Yiddish theater was so prominent on the Lower East Side of Manhattan that Second Avenue was referred to as the Yiddish Rialto or the Yiddish Broadway.

 

I was also surprised to learn how many famous Yiddish theater families there were and about the actors who transitioned from the Yiddish stage to Broadway and Hollywood: people like Molly Picon, the sweetheart of Second Avenue; as well as Stella Adler (actor, director, and teacher to such luminaries as Marlon Brando and Robert De Niro); Academy Award-winner Paul Muni; and Zero Mostel, to name a few.

 

Yiddish was their first language, and it was natural for them to act in that language. These actors changed the art of acting in Hollywood and on Broadway.

 

Q: How was the novel’s title chosen, and what does it signify for you? 

 

A: The title, The World Between, refers to the place between heaven and earth where the soul ascends and shatters and waits to be reborn. It is the nischt ahyn, nischt aher – the neither here nor there. The title also alludes to the idea of straddling two worlds.

 

Q: The author Max Gross said of the book, “The World Between is fragile. It’s mysterious. It’s wonderfully written. Zeeva Bukai has created characters who breathe with weighty, tragic experience.” What do you think of that description?

 

A: I love this description.

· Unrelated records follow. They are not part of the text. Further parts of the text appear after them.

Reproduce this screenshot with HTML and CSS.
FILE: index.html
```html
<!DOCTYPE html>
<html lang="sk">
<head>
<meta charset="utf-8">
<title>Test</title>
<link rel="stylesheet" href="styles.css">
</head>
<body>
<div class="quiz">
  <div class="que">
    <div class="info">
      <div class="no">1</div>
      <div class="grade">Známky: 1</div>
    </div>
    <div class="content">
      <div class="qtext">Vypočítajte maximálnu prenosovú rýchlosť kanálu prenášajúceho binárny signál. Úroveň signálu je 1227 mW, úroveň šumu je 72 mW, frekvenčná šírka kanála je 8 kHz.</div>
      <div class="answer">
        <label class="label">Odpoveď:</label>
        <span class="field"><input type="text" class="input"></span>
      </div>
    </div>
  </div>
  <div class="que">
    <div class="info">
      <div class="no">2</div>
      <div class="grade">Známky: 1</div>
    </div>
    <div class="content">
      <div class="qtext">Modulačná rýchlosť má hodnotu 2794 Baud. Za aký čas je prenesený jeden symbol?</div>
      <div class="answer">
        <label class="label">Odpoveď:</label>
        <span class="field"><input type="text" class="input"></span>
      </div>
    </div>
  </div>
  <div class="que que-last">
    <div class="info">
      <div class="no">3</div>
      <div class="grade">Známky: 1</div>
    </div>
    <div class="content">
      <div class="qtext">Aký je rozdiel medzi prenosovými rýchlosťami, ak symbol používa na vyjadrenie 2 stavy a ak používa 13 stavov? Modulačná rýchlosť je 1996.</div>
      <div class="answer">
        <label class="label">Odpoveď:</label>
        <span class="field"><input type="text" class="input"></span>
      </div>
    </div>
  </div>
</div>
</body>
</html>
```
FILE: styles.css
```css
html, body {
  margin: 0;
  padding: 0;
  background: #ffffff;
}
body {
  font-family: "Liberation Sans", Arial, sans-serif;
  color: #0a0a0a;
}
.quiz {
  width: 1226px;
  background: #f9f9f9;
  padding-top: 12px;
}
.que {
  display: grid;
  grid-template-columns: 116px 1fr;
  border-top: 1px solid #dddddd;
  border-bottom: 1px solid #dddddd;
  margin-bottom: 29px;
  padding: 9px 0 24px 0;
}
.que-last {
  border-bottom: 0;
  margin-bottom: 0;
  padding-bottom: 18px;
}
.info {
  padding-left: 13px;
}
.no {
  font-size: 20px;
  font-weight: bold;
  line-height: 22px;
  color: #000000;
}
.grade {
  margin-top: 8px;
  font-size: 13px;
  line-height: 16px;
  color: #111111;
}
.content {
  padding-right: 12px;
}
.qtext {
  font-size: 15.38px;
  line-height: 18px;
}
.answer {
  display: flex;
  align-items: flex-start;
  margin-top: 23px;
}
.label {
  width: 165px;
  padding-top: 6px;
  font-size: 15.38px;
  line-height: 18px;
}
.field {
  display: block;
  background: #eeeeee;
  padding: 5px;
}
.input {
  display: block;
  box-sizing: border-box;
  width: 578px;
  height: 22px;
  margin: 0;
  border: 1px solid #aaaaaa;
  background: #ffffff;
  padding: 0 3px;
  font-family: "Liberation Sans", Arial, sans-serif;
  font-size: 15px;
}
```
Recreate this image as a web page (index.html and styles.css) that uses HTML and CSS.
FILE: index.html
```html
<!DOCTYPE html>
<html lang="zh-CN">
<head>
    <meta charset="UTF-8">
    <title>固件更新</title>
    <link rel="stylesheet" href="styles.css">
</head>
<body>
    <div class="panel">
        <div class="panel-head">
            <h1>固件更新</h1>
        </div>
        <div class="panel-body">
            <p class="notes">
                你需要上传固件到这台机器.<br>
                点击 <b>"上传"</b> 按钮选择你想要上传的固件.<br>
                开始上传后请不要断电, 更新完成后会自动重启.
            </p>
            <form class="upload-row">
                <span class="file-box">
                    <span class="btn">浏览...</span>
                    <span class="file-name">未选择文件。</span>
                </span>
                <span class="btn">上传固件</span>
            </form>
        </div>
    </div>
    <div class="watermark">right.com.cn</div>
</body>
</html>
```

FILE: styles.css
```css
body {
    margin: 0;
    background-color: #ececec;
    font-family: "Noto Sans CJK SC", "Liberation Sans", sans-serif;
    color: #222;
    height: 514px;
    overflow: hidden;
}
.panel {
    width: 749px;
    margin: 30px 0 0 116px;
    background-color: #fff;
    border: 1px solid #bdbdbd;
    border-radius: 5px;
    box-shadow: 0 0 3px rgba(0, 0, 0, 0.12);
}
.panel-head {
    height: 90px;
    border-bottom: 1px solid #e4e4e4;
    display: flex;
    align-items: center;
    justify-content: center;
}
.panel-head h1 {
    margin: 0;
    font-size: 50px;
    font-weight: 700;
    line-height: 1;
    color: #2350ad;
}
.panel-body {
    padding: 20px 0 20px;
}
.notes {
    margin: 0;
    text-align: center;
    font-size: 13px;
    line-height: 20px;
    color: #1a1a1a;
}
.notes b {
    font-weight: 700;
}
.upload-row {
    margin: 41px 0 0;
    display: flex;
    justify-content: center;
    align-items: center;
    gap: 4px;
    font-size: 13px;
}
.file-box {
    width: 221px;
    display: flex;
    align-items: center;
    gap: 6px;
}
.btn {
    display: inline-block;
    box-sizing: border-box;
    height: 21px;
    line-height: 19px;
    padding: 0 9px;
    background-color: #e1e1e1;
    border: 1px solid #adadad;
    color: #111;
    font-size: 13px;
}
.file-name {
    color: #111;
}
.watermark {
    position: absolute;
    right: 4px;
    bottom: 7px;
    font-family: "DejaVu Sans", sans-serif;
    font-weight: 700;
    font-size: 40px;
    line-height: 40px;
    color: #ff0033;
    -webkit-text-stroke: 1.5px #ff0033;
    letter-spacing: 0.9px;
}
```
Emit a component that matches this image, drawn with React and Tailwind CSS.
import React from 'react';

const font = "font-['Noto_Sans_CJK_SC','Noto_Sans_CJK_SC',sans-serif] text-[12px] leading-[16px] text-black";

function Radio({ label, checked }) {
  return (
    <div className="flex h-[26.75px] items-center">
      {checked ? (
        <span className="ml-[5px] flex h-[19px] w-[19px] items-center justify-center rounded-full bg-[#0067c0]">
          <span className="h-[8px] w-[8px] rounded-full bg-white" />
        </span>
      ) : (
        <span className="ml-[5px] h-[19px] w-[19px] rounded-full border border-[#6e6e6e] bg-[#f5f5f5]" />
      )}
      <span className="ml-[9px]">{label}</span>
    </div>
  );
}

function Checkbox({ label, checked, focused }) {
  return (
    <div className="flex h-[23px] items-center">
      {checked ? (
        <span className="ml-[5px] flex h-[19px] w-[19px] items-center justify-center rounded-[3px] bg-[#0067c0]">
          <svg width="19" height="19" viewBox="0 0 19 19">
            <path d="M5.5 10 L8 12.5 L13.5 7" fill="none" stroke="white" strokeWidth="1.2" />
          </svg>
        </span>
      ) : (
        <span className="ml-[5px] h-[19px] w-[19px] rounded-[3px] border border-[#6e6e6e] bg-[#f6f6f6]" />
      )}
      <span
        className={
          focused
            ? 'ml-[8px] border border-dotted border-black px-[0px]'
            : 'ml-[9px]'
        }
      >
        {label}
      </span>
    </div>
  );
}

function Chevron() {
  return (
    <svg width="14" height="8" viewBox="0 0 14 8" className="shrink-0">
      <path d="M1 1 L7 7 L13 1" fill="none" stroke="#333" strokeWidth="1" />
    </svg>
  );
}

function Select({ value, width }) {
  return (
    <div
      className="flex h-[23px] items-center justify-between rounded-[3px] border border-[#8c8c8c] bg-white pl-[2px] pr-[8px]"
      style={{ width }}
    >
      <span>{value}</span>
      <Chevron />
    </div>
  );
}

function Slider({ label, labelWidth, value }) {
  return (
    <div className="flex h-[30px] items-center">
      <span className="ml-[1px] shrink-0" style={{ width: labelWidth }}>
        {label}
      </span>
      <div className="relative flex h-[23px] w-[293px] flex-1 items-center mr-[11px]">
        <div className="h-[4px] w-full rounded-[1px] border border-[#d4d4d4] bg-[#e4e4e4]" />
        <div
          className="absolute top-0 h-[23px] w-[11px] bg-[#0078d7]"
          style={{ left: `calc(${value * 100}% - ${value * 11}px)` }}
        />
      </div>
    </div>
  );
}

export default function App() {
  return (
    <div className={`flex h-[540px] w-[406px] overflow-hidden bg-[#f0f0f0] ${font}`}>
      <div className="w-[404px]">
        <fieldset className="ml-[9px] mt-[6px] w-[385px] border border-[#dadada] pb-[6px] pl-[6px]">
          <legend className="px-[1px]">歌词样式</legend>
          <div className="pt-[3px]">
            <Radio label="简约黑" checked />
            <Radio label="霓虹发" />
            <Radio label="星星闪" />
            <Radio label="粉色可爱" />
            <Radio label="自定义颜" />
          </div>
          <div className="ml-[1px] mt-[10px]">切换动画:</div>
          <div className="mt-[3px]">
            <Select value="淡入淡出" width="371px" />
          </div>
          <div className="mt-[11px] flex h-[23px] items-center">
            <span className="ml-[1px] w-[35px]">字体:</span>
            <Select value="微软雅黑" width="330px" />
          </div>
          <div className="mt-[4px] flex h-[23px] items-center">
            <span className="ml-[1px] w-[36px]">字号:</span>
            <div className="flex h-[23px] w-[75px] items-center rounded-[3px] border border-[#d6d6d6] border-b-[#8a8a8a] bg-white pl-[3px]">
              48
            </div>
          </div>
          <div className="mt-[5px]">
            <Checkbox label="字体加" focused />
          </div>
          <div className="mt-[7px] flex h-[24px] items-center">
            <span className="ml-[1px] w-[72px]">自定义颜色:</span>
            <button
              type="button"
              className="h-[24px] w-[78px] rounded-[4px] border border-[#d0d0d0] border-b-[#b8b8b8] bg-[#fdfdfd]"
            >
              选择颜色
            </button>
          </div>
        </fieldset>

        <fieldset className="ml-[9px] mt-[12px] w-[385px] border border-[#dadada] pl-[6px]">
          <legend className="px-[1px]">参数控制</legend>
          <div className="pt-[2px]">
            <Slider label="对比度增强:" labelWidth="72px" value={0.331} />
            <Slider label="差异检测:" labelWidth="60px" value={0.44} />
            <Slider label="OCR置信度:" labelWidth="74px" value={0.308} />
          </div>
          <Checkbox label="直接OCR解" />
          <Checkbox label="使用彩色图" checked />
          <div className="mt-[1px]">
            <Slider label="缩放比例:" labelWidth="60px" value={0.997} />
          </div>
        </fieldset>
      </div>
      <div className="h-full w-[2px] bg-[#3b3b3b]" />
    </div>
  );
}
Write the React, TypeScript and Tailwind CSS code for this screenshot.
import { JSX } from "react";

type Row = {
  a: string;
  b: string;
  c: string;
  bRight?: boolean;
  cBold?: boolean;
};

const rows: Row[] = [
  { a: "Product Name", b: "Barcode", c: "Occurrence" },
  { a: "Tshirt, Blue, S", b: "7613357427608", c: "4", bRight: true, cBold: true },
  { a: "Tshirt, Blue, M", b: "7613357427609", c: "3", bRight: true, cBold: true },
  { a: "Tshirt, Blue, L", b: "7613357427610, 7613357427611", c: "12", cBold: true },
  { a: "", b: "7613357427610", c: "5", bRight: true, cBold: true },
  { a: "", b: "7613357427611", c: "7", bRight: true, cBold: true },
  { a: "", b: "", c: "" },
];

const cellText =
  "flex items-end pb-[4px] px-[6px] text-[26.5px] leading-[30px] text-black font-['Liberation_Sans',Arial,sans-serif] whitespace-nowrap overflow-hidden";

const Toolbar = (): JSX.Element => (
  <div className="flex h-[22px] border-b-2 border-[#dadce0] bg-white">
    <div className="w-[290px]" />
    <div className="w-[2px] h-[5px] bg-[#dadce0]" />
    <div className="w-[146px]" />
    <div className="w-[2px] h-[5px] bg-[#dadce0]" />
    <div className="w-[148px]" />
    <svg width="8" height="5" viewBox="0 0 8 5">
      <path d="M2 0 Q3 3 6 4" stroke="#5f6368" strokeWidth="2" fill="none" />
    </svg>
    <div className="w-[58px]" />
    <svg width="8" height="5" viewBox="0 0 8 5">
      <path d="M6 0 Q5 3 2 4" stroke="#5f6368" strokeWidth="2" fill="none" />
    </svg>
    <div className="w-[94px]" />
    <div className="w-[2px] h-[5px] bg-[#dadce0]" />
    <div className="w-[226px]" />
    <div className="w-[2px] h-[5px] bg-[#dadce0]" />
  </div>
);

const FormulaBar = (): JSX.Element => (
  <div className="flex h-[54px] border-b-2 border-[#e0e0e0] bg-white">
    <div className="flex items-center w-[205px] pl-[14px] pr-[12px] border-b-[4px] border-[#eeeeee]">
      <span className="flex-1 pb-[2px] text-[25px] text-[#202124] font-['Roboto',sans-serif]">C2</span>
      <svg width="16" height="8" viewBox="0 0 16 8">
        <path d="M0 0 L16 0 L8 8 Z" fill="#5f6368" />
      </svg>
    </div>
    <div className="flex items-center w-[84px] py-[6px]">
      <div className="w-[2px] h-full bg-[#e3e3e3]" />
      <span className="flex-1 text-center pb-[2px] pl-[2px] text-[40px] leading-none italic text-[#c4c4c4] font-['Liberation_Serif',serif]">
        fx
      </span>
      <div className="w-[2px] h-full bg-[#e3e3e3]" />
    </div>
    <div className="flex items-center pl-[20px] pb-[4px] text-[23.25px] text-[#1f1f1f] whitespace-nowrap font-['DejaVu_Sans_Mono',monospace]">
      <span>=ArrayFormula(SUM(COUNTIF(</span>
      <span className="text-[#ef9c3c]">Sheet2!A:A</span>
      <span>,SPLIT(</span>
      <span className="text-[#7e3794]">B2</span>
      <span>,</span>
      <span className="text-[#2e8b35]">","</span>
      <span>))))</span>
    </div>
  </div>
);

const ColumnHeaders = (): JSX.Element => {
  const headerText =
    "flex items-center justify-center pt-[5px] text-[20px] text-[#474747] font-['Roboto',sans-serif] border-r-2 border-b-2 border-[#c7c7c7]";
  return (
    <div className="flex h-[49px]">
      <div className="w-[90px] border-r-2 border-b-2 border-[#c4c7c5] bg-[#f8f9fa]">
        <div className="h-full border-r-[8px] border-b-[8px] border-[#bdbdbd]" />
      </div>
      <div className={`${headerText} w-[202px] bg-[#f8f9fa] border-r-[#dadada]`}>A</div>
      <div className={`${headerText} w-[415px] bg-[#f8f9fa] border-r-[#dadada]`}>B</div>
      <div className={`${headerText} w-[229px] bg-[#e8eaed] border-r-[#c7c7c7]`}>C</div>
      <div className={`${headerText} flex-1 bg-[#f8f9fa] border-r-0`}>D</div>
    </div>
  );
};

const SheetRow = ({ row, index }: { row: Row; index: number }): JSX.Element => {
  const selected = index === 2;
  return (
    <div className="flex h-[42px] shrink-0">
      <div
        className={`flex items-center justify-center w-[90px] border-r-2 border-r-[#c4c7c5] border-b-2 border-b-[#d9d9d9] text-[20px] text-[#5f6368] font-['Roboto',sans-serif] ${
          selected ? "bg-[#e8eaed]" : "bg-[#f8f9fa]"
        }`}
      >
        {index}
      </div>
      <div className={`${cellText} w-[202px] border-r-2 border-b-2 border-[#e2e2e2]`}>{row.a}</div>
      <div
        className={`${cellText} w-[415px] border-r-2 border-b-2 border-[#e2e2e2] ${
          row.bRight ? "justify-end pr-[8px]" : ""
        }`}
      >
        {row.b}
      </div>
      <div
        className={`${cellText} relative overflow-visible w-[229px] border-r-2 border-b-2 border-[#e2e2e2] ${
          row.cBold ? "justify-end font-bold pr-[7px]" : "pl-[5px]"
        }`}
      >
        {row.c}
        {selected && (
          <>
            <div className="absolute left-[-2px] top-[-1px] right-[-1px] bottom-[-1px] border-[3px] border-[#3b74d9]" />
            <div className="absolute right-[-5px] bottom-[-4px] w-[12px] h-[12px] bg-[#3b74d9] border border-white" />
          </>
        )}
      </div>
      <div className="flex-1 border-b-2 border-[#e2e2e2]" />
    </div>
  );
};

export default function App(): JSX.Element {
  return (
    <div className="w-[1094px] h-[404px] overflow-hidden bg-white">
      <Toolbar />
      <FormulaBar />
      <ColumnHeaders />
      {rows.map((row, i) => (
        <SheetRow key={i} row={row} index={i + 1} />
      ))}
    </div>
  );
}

I think Max Gross gets it right. The World Between is fragile, with fragile characters who are vulnerable to the joys and heartaches, to the vagaries of life. They live in the land of memory and loss. The backdrop to their lives is the war and the trauma they endured.

 

The structure of the story is like a glass puzzle, you can see through the pieces but you’re not sure how it all fits together. That is where the mystery lies. We don’t know why the narrator is in a sanitorium and we go with her through the events of her life to find out why she landed there.

 

Q: What are you working on now?

 

A: I’m working on a short story collection and I’ve begun a longer piece about a daughter who believes her father was lost in the war. By chance she and her mother learn that he’s alive and living in Tel Aviv.

 

Q: Anything else we should know?

 

A: I’d like readers to know that this was a difficult story to tell and that I hope I told it well. Ultimately, it’s a story about children, trauma, memory, and loss, and, above all, love and all the ways we seek it.